At my work I have inherited a database where the
partitioning was not done correctly.
This database holds millions and millions of records for each year. Hence the need for partitioning.
So I started working to correct/improve the same in a dev environment. The current table (Table1) that is partitioned
is based on filegroup.
After a lot of experiments, I sought feedback from Partitioning expert Martin Cairney
He suggested me to correct this situation in the below steps.
Step 1. Create a new partition function (yearly_pf) and partition
scheme (yearly_ps) that reflects the correct partitions.
The code I used for this is as below.
CREATE PARTITION FUNCTION [yearly_pf](datetime) AS RANGE RIGHT FOR VALUES (N'2007-12-31T23:59:59.997', N'2008-12-31T23:59:59.997', N'2009-12-31T23:59:59.997', N'2010-12-31T23:59:59.997', N'2011-12-31T23:59:59.997', N'2012-12-31T23:59:59.997', N'2013-12-31T23:59:59.997', N'2014-12-31T23:59:59.997', N'2015-12-31T23:59:59.997', N'2016-12-31T23:59:59.997', N'2017-12-31T23:59:59.997', N'2018-12-31T23:59:59.997') GO /****** Object: Create Partition scheme ******/ CREATE PARTITION SCHEME [yearly_ps] AS PARTITION [yearly_pf] TO ([FG_2007], [FG_2008], [FG_2009], [FG_2010], [FG_2011], [FG_2012], [FG_2013], [FG_2014], [FG_2015], [FG_2016], [FG_2017], [FG_2018], [PRIMARY]) GO
Step 2. Create another table (Table 3) with the same schema
as the existing table Table1. But base
this on the partition scheme rather than on filegroup.
For this I scripted the create table script from Table 1 as
this will all the constraints of the existing table. But I changed the On filegroup statement to
On yearly_ps
Step 3. Create a
staging table (Table 2) to insert data from Table 1 on a year by year basis.
For this I used the create table script from Table 1
Step 4. Insert the
data from the staging table with a where clause that includes yearly data into
Table 3.
Step 5. After all the
data is inserted into Table 3, rename Table 1 an rename Table 3 to Table
1. When you are satisfied with
everything, then drop Table 1.
I did this process from 2007 to 2012.
After that I started wondering do we really need the staging
table.
Since this is a dev environment, I thought I will try
without the staging table.
So I repeated the steps 1 to 2 above after dropping Table 3. Then I started to Insert data straight into
Table 3 on a yearly basis. I checked
every time whether the yearly data is going to the correct partition or not.

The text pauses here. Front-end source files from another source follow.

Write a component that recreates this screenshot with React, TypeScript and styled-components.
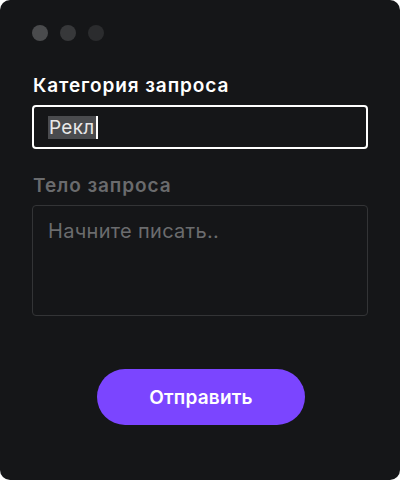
import React from "react";
import styled, { createGlobalStyle } from "styled-components";

const Global = createGlobalStyle`
  html, body { margin: 0; padding: 0; background: #ffffff; }
  * { box-sizing: border-box; }
`;

const Window = styled.div`
  width: 400px;
  height: 480px;
  background: #151618;
  border-radius: 10px;
  padding: 25px 32px 0 32px;
  display: flex;
  flex-direction: column;
  font-family: Inter, "Noto Sans", sans-serif;
`;

const Dots = styled.div`
  display: flex;
  gap: 12px;
  margin-bottom: 34px;
`;

const Dot = styled.span<{ $c: string }>`
  width: 16px;
  height: 16px;
  border-radius: 50%;
  background: ${(p) => p.$c};
`;

const Label = styled.div<{ $muted?: boolean }>`
  font-size: 19px;
  font-weight: 600;
  letter-spacing: 0.9px;
  line-height: 22px;
  color: ${(p) => (p.$muted ? "#6a6b6d" : "#ffffff")};
  margin-bottom: 8px;
  margin-left: 1px;
`;

const InputBox = styled.div`
  height: 44px;
  border: 2px solid #ffffff;
  border-radius: 4px;
  display: flex;
  align-items: center;
  padding-left: 14px;
  margin-bottom: 26px;
`;

const Selected = styled.span`
  background: #4a4b4e;
  color: #e8e8e8;
  font-size: 19px;
  letter-spacing: 0.3px;
  line-height: 23px;
  padding: 0 1px;
`;

const Caret = styled.span`
  width: 2px;
  height: 23px;
  background: #ffffff;
`;

const TextArea = styled.div`
  height: 111px;
  border: 1px solid #333436;
  border-radius: 4px;
  padding: 13px 15px;
  font-size: 20px;
  letter-spacing: 0.3px;
  line-height: 24px;
  color: #6b6c6e;
`;

const Footer = styled.div`
  display: flex;
  justify-content: center;
  margin-top: 53px;
`;

const Button = styled.button`
  width: 208px;
  height: 56px;
  margin-left: 2px;
  border: none;
  border-radius: 28px;
  background: #7b45ff;
  color: #ffffff;
  font-family: Inter, "Noto Sans", sans-serif;
  font-size: 19px;
  font-weight: 600;
  letter-spacing: 0.2px;
  cursor: pointer;
`;

export default function App() {
  return (
    <>
      <Global />
      <Window>
        <Dots>
          <Dot $c="#4a4b4d" />
          <Dot $c="#37383a" />
          <Dot $c="#2b2c2e" />
        </Dots>
        <Label>Категория запроса</Label>
        <InputBox>
          <Selected>Рекл</Selected>
          <Caret />
        </InputBox>
        <Label $muted>Тело запроса</Label>
        <TextArea>Начните писать..</TextArea>
        <Footer>
          <Button>Отправить</Button>
        </Footer>
      </Window>
    </>
  );
}
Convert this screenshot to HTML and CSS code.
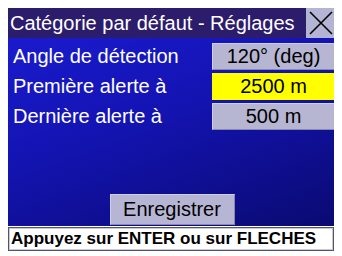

The script I used for this is as follows.
SELECT OBJECT_SCHEMA_NAME(p.object_id) AS SchemaName , OBJECT_NAME(p.object_id) AS ObjectName , i.name AS IndexName , p.index_id AS IndexID , ds.name AS PartitionScheme , p.partition_number AS PartitionNumber , COALESCE(fg.name, fg2.name) AS FileGroupName , prv_left.value AS LowerBoundaryValue , prv_right.value AS UpperBoundaryValue , CASE ISNULL(CAST(pf.boundary_value_on_right as SMALLINT),-1) WHEN 1 THEN 'RIGHT' WHEN -1 THEN 'N/A' ELSE 'LEFT' END AS PartitionFunctionRange , p.rows AS Rows FROM sys.partitions AS p INNER JOIN sys.indexes AS i ON i.object_id = p.object_id AND i.index_id = p.index_id INNER JOIN sys.data_spaces AS ds ON ds.data_space_id = i.data_space_id LEFT JOIN sys.partition_schemes AS ps ON ps.data_space_id = ds.data_space_id LEFT JOIN sys.partition_functions AS pf ON pf.function_id = ps.function_id LEFT JOIN sys.destination_data_spaces AS dds2 ON dds2.partition_scheme_id = ps.data_space_id AND dds2.destination_id = p.partition_number LEFT JOIN sys.data_spaces dsp ON ds.data_space_id = dsp.data_space_id LEFT JOIN sys.filegroups AS fg ON fg.data_space_id = dds2.data_space_id LEFT JOIN sys.filegroups AS fg2 ON fg2.data_space_id = dsp.data_space_id LEFT JOIN sys.partition_range_values AS prv_left ON ps.function_id = prv_left.function_id AND prv_left.boundary_id = p.partition_number - 1 LEFT JOIN sys.partition_range_values AS prv_right ON ps.function_id = prv_right.function_id AND prv_right.boundary_id = p.partition_number where OBJECT_NAME(p.object_id) = 'Table3' ) ORDER BY ObjectName, IndexId, PartitionNUmber ;
The process was smooth.
I would like to implement this in Production. I would like some feedback of the viewers of
this blog as to whether I am doing any blunders here.